I tell her about how she used to sneak into her mother’s bedroom when her mother and stepfather were sleeping, to take money from her mother’s purse. And how when she’d squirrelled enough away, she’d buy a bus ticket a few towns over to where her Grandmother lived in Twin Falls. How she’d stay there, working on and off in the “hotel” and “restaurant” her Grandmother owned throughout prohibition and beyond. How she’d sometimes tend bar, and how much she loved her Scotch Whiskeys.

I tell her how she ran away at 17 and married a man 25 years her senior. Just to get out. To be on her own. I talk and I talk and I talk about a young Air Force vet, just back from England and the World War. He was from Sugar City, Idaho and mistook her for a date that had stood him up. He chewed her out right there, in the bar where she worked--only realizing she was an employee, and not his date, afterwards.

Then I ask if she remembers when he came back a few days later, carrying flowers, because he’d been out of line. She fell in love. How his apology bled into a first date. Then a second. Then a third. How he stood next to her in front of a courthouse and swore he’d hold her as long as he lived, which he did, even though for him it was only until 50-something. How their honeymoon lasted only a few days and was only a few towns over, but their romance lasted her whole life, so strong it stayed alive long after he was gone.

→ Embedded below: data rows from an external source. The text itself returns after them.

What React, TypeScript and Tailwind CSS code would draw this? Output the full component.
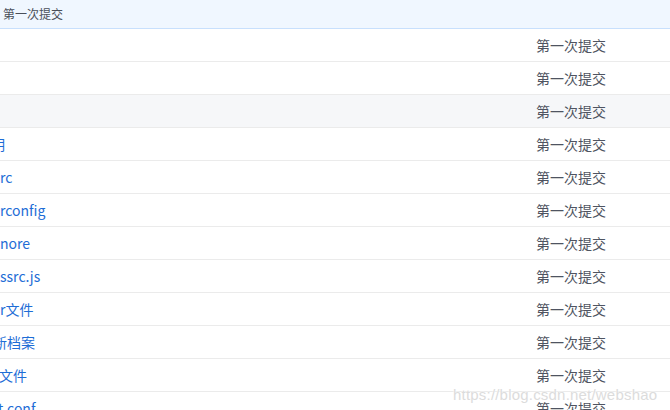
const rows: { name: string; shift: number; hover?: boolean }[] = [
  { name: "", shift: 0 },
  { name: "", shift: 0 },
  { name: "", shift: 0, hover: true },
  { name: "明", shift: -9 },
  { name: "rc", shift: 0 },
  { name: "rconfig", shift: 0 },
  { name: "nore", shift: 0 },
  { name: "ssrc.js", shift: 0 },
  { name: "r文件", shift: 0 },
  { name: "新档案", shift: -7 },
  { name: "文件", shift: -1 },
  { name: "t.conf", shift: -2 },
];

export default function App() {
  return (
    <div
      className="relative w-[670px] h-[410px] overflow-hidden bg-white"
      style={{ fontFamily: '"Noto Sans CJK SC", "Noto Sans", sans-serif' }}
    >
      <div className="h-[29px] bg-[#f0f7ff] border-b border-[#c8e0fd] flex items-center pl-[3px] text-[12px] text-[#4a4f5a]">
        第一次提交
      </div>
      {rows.map((r, i) => (
        <div
          key={i}
          className={`h-[33px] border-b border-[#ebebeb] flex items-center ${r.hover ? "bg-[#f6f7f9]" : "bg-white"}`}
        >
          <div className="w-[536px] overflow-hidden whitespace-nowrap text-[14px] text-[#1e6dd6]">
            <span className="inline-block" style={{ marginLeft: r.shift }}>
              {r.name}
            </span>
          </div>
          <div className="text-[14px] text-[#4f5461]">第一次提交</div>
        </div>
      ))}
      {/* watermark */}
      <div
        className="absolute left-[453px] top-[384px] text-[15px] text-[#dcdcdc] tracking-[0.2px]"
        style={{
          fontFamily: '"Liberation Sans", Arial, sans-serif',
          textShadow: "0 0 2px #fff, 0 0 1px #fff",
        }}
      >
        https://blog.csdn.net/webshao
      </div>
    </div>
  );
}
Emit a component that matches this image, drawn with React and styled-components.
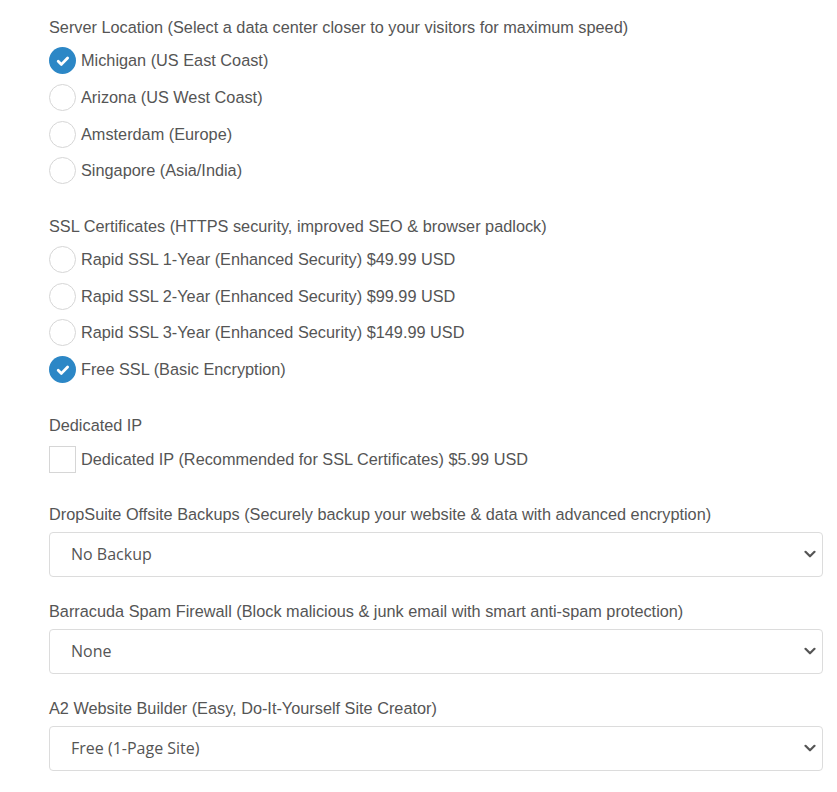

I ask if she remembers Fontella. How they grew up together and married brothers. How they were best friends before Reid hauled Grandma Shirley off to Island Park, and Vance set out for Washington with Fontella. I trace an 8 inch scar running up her arm, and wonder aloud for the thousandth time how much fun it must have been, attached to a toboggan behind a pickup truck, flying at full tilt across the snow. What, I wonder aloud, did she think of the snow plane her husband built out of old parts? How much was it, in total, that they sold their Candy Apple Red Convertible for? After they’d finally given up on kids, bought that car and moved to California, only to get pregnant with my mom weeks later?

Was she in love at first sight? With that beautiful baby of hers?

I sit and I tell her the stories of her life. The golden succor of my childhood. Reminding her, I hope, of the formidable, intelligent, beautiful woman she has been. Of a life lived in full. Of love freely given over and over and over. Of my Grandmother. Shirley Dene Casperson Haws. Brave, bold, daring and everything I ever wanted to be.

I’m reminding myself why it hurts so much to have lost her so slowly. And why it will hurt so much when the last glimpse of her will be gone.

Reminding myself how lucky I have been, to call her Grandma. And how lucky I have felt every time she has looked at me, with so little else left in her mind, and said “I love you, too.”